Но, повторюсь, очень важно определить, какова цель экономики. Предположим, цель экономики в том, чтобы добиваться справедливости. Давайте на этом сосредоточимся, есть куча способов. Мы можем по-настоящему остановить дискриминацию. Хорошо, что мы больше не расисты, но если ты родился в Чешской Республике, то получаешь прекрасное бесплатное медицинское обслуживание, а если родился в Индии, никакого хорошего медицинского обслуживания бесплатно не получаешь.

Если подумать, война — это единственный раз, когда мы поставили экономику на службу большой идее. Почему мы смогли это сделать? По одной простой причине: мы просто заявили — все, что есть в экономике, должно стать теперь частью той большой цели, которой является победа в войне.

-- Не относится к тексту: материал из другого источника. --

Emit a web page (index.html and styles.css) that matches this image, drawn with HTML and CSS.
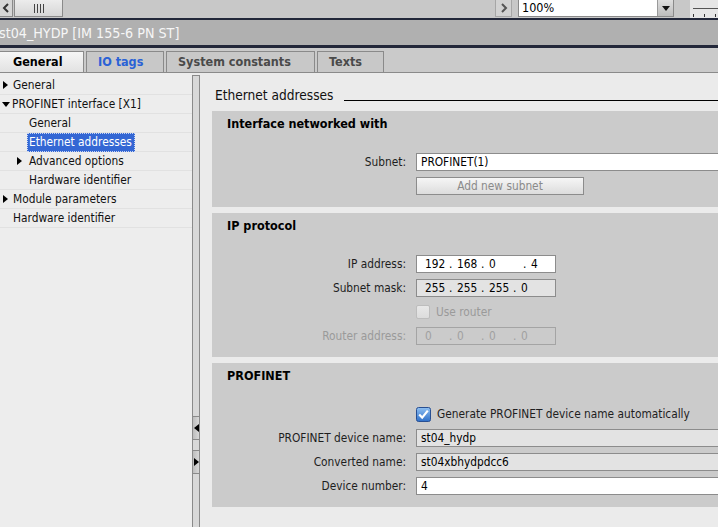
FILE: index.html
```html
<!DOCTYPE html>
<html>
<head>
<meta charset="utf-8">
<link rel="stylesheet" href="styles.css">
</head>
<body>
<div class="toolbar">
  <div class="tb-btn tb-left"><svg width="8" height="10" viewBox="0 0 8 10"><path d="M6 1 L2 5 L6 9" fill="none" stroke="#333" stroke-width="2"/></svg></div>
  <div class="tb-thumb"><span></span><span></span><span></span><span></span></div>
  <div class="tb-space"></div>
  <div class="tb-btn tb-right"><svg width="8" height="10" viewBox="0 0 8 10"><path d="M2 1 L6 5 L2 9" fill="none" stroke="#555" stroke-width="2"/></svg></div>
  <div class="combo"><div class="combo-val">100%</div><div class="combo-drop"><svg width="8" height="5" viewBox="0 0 8 5"><path d="M0 0 H8 L4 5 Z" fill="#111"/></svg></div></div>
  <div class="ruler"><div class="ruler-line"></div><div class="ticks"><i></i><i></i><i></i></div></div>
</div>
<div class="titlebar">st04_HYDP [IM 155-6 PN ST]</div>
<div class="tabs">
  <div class="tab active">General</div>
  <div class="tab blue">IO tags</div>
  <div class="tab">System constants</div>
  <div class="tab">Texts</div>
</div>
<div class="main">
  <div class="tree">
    <div class="row l0"><span class="tri r"></span>General</div>
    <div class="row l0"><span class="tri d"></span>PROFINET interface [X1]</div>
    <div class="row l1"><span class="notri"></span>General</div>
    <div class="row l1"><span class="notri"></span><span class="sel">Ethernet addresses</span></div>
    <div class="row l1"><span class="tri r"></span>Advanced options</div>
    <div class="row l1"><span class="notri"></span>Hardware identifier</div>
    <div class="row l0"><span class="tri r"></span>Module parameters</div>
    <div class="row l0"><span class="notri"></span>Hardware identifier</div>
  </div>
  <div class="splitter">
    <div class="sp-fill1"></div>
    <div class="sp-btn"><span class="tri l"></span></div>
    <div class="sp-gap"></div>
    <div class="sp-btn"><span class="tri r"></span></div>
    <div class="sp-fill2"></div>
  </div>
  <div class="content">
    <div class="heading"><span>Ethernet addresses</span><div class="hline"></div></div>

    <div class="sec">
      <div class="sec-title">Interface networked with</div>
      <div class="rows">
        <div class="lbl">Subnet:</div>
        <div class="field white wide">PROFINET(1)</div>
        <div class="lbl"></div>
        <div class="button">Add new subnet</div>
      </div>
    </div>

    <div class="sec">
      <div class="sec-title">IP protocol</div>
      <div class="rows">
        <div class="lbl">IP address:</div>
        <div class="field white ip"><span class="oct">192</span><span class="dot">.</span><span class="oct">168</span><span class="dot">.</span><span class="oct o3">0</span><span class="dot">.</span><span class="oct">4</span></div>
        <div class="lbl">Subnet mask:</div>
        <div class="field grey ip"><span class="oct">255</span><span class="dot">.</span><span class="oct">255</span><span class="dot">.</span><span class="oct">255</span><span class="dot">.</span><span class="oct">0</span></div>
        <div class="lbl"></div>
        <div class="chkrow dis"><span class="cb off"></span>Use router</div>
        <div class="lbl dis">Router address:</div>
        <div class="field disabled ip"><span class="oct">0</span><span class="dot">.</span><span class="oct">0</span><span class="dot">.</span><span class="oct">0</span><span class="dot">.</span><span class="oct">0</span></div>
      </div>
    </div>

    <div class="sec">
      <div class="sec-title">PROFINET</div>
      <div class="rows">
        <div class="lbl"></div>
        <div class="chkrow"><svg class="cb-on" width="15" height="15" viewBox="0 0 15 15"><defs><linearGradient id="g" x1="0" y1="0" x2="0" y2="1"><stop offset="0" stop-color="#8fc0f2"/><stop offset="1" stop-color="#2e6fc8"/></linearGradient></defs><rect x="0.5" y="0.5" width="14" height="14" rx="2" fill="url(#g)" stroke="#284f92"/><path d="M3.2 7.4 L6.2 10.6 L11.8 3.6" fill="none" stroke="#ffffff" stroke-width="2.2"/></svg>Generate PROFINET device name automatically</div>
        <div class="lbl">PROFINET device name:</div>
        <div class="field grey wide">st04_hydp</div>
        <div class="lbl">Converted name:</div>
        <div class="field grey wide">st04xbhydpdcc6</div>
        <div class="lbl">Device number:</div>
        <div class="field white wide">4</div>
      </div>
    </div>
  </div>
</div>
</body>
</html>
```
FILE: styles.css
```css
* { box-sizing: border-box; }
html, body { margin: 0; padding: 0; }
body {
  width: 718px;
  height: 527px;
  overflow: hidden;
  background: #ebebeb;
  font-family: "DejaVu Sans Condensed", "DejaVu Sans", sans-serif;
  font-size: 11.8px;
  color: #1a1a1a;
}

/* toolbar */
.toolbar {
  height: 18px;
  background: #c8c8c8;
  display: flex;
  align-items: flex-start;
}
.tb-btn {
  height: 17px;
  display: flex;
  align-items: center;
  justify-content: center;
}
.tb-left {
  width: 13px;
  background: #d6d6d6;
  border: 1px solid #8a8a8a;
  border-left: none;
  border-top: none;
}
.tb-thumb {
  width: 49px;
  height: 17px;
  margin-left: 1px;
  background: linear-gradient(#ececec, #d6d6d6);
  border: 1px solid #8a8a8a;
  border-top: none;
  display: flex;
  justify-content: center;
  align-items: center;
  gap: 1px;
}
.tb-thumb span {
  width: 1px;
  height: 9px;
  background: #444;
  margin: 0 0.5px;
}
.tb-space { flex: 1; }
.tb-right {
  width: 17px;
  background: #d2d2d2;
  border: 1px solid #a6a6a6;
  border-top: none;
}
.combo {
  width: 156px;
  height: 17px;
  margin-left: 6px;
  border: 1px solid #8a8a8a;
  border-top: none;
  display: flex;
  background: #fff;
}
.combo-val {
  flex: 1;
  padding-left: 3px;
  font-size: 12.5px;
  line-height: 16px;
  color: #000;
}
.combo-drop {
  width: 16px;
  border-left: 1px solid #9a9a9a;
  background: linear-gradient(#dedede, #bdbdbd);
  display: flex;
  align-items: center;
  justify-content: center;
}
.ruler {
  width: 28px;
  height: 18px;
  margin-left: 16px;
  background: #e6e6e6;
  padding-top: 8px;
}
.ruler-line {
  height: 1px;
  margin-left: 3px;
  background: #555;
}
.ticks {
  display: flex;
  gap: 10px;
  margin-top: 5px;
  margin-left: 3px;
}
.ticks i {
  display: block;
  width: 1px;
  height: 3px;
  background: #333;
}

/* title bar */
.titlebar {
  height: 30px;
  border-top: 2px solid #23283a;
  border-bottom: 3px solid #23283a;
  background: #b0b0b0;
  color: #f6f6f6;
  font-size: 14.2px;
  line-height: 26px;
  margin-left: -1px;
  white-space: nowrap;
}

/* tabs */
.tabs {
  height: 25px;
  background: #cacaca;
  border-bottom: 1px solid #8a8a8a;
  display: flex;
  align-items: flex-end;
  gap: 2px;
}
.tab {
  height: 21px;
  border: 1px solid #8a8a8a;
  border-bottom: none;
  background: #c8c8c8;
  font-weight: bold;
  font-size: 12.5px;
  line-height: 20px;
  color: #4a4a4a;
  padding: 0 11px;
  white-space: nowrap;
}
.tab:nth-child(1) { width: 84px; padding-left: 13px; border-left: none; }
.tab:nth-child(2) { width: 78px; }
.tab:nth-child(3) { width: 149px; }
.tab:nth-child(4) { width: 67px; }
.tab.active {
  background: linear-gradient(#f6f6f6, #e2e2e2);
  color: #000;
}
.tab.blue { color: #2a62d6; }

/* main */
.main {
  display: flex;
  height: 454px;
}
.tree {
  width: 192px;
  background: #ededed;
  padding-top: 3px;
}
.row {
  height: 19px;
  border-bottom: 1px solid #e1e1e1;
  display: flex;
  align-items: center;
  white-space: nowrap;
  color: #111;
}
.row.l0 { padding-left: 3px; }
.row.l1 { padding-left: 17px; }
.tri {
  width: 0;
  height: 0;
  display: inline-block;
  margin-right: 5px;
}
.tri.r {
  border-top: 4px solid transparent;
  border-bottom: 4px solid transparent;
  border-left: 5px solid #000;
}
.tri.l {
  border-top: 4px solid transparent;
  border-bottom: 4px solid transparent;
  border-right: 5px solid #000;
  margin: 0;
}
.tri.d {
  border-left: 4px solid transparent;
  border-right: 4px solid transparent;
  border-top: 5px solid #000;
  margin-right: 2px;
  margin-left: -1px;
}
.notri {
  display: inline-block;
  width: 10px;
}
.row.l1 .notri { width: 12px; }
.row.l1 .tri.r { margin-right: 7px; }
.sel {
  background: #3467d4;
  color: #fff;
  border: 1px dotted #c9d6f2;
  padding: 1px 2px 1px 1px;
  margin-left: -2px;
  line-height: 15px;
}

/* splitter */
.splitter {
  width: 8px;
  margin-top: 2px;
  border: 1px solid #8a8a8a;
  border-bottom: none;
  background: #d8d8d8;
  display: flex;
  flex-direction: column;
}
.sp-fill1 { height: 340px; }
.sp-btn {
  height: 24px;
  border-top: 1px solid #8a8a8a;
  border-bottom: 1px solid #8a8a8a;
  background: linear-gradient(90deg, #bdbdbd, #d8d8d8);
  display: flex;
  align-items: center;
  justify-content: center;
}
.sp-btn .tri.r { margin: 0; }
.sp-gap { height: 10px; }
.sp-fill2 { flex: 1; }

/* content */
.content {
  flex: 1;
  padding-left: 12px;
  min-width: 0;
}
.heading {
  height: 38px;
  padding-top: 14px;
  padding-left: 3px;
  display: flex;
  align-items: flex-start;
  font-size: 13.6px;
  line-height: 16px;
  color: #111;
  white-space: nowrap;
}
.hline {
  flex: 1;
  height: 14px;
  border-bottom: 1px solid #000;
  margin-left: 11px;
}
.sec {
  background: #cbcbcb;
  padding: 5px 0 12px 0;
  margin-bottom: 6px;
}
.sec-title {
  padding-left: 15px;
  font-weight: bold;
  font-size: 12.5px;
  line-height: 16px;
  color: #000;
}
.rows {
  margin-top: 21px;
  display: grid;
  grid-template-columns: 194px 1fr;
  column-gap: 10px;
  row-gap: 6px;
}
.lbl {
  text-align: right;
  line-height: 18px;
  height: 18px;
  white-space: nowrap;
  color: #1e1e1e;
}
.dis { color: #9a9a9a; }
.field {
  height: 18px;
  border: 1px solid #8c8c8c;
  line-height: 16px;
  padding-left: 4px;
  color: #000;
  white-space: nowrap;
}
.field.white { background: #fff; }
.field.grey { background: #e3e3e3; }
.field.disabled {
  background: #cbcbcb;
  border-color: #a4a4a4;
  color: #a0a0a0;
}
.field.wide { margin-right: -4px; }
.field.ip {
  width: 140px;
  padding-left: 8px;
  display: flex;
}
.oct { width: 24px; }
.dot { width: 8px; }
.o3 { width: 34px; }
.button {
  width: 168px;
  height: 18px;
  border: 1px solid #8c8c8c;
  background: linear-gradient(#f6f6f6, #dcdcdc);
  color: #8a8a8a;
  text-align: center;
  line-height: 16px;
}
.chkrow {
  height: 18px;
  display: flex;
  align-items: center;
  white-space: nowrap;
  color: #1e1e1e;
}
.chkrow.dis { color: #9a9a9a; }
.cb {
  width: 14px;
  height: 14px;
  margin-right: 6px;
  display: inline-block;
}
.cb.off {
  border: 1px solid #bdbdbd;
  border-radius: 2px;
  background: linear-gradient(#e8e8e8, #dcdcdc);
}
.cb-on { margin-right: 6px; flex: none; }
```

Представьте, чего бы мы добились, если бы объявили пятилетнюю войну с глобальной бедностью? Чтобы это была не «война» в кавычках, а самая настоящая война?

Нам надо поставить экономику в позицию обслуживания, перевернуть отношения объекта и субъекта. Ведь очень часто символ становится самой вещью. Например, деньги. Деньги — не богатство, деньги являются символом богатства. Обычно люди склонны смотреть на деньги как на нечто эгоистическое, но деньги — это, прежде всего, отношения. Они работают, только когда есть два человека, признающих общие правила.

Знаете, как выглядит метафора ада в китайской мифологии? Большое количество людей сидят вокруг стола, на нем много прекрасной еды. Но они не могут есть, потому что у них слишком длинные палочки. И это мука, испытание. А что происходит в раю? В раю тоже очень длинные палочки, но люди кормят ими друг друга. Это идеально описывает проблемы нашей экономики. Если палочки маленькие, то тогда да, лучше быть эгоистом и есть самому. Но они у нас длинные, сегодня мы очень зависим друг от друга.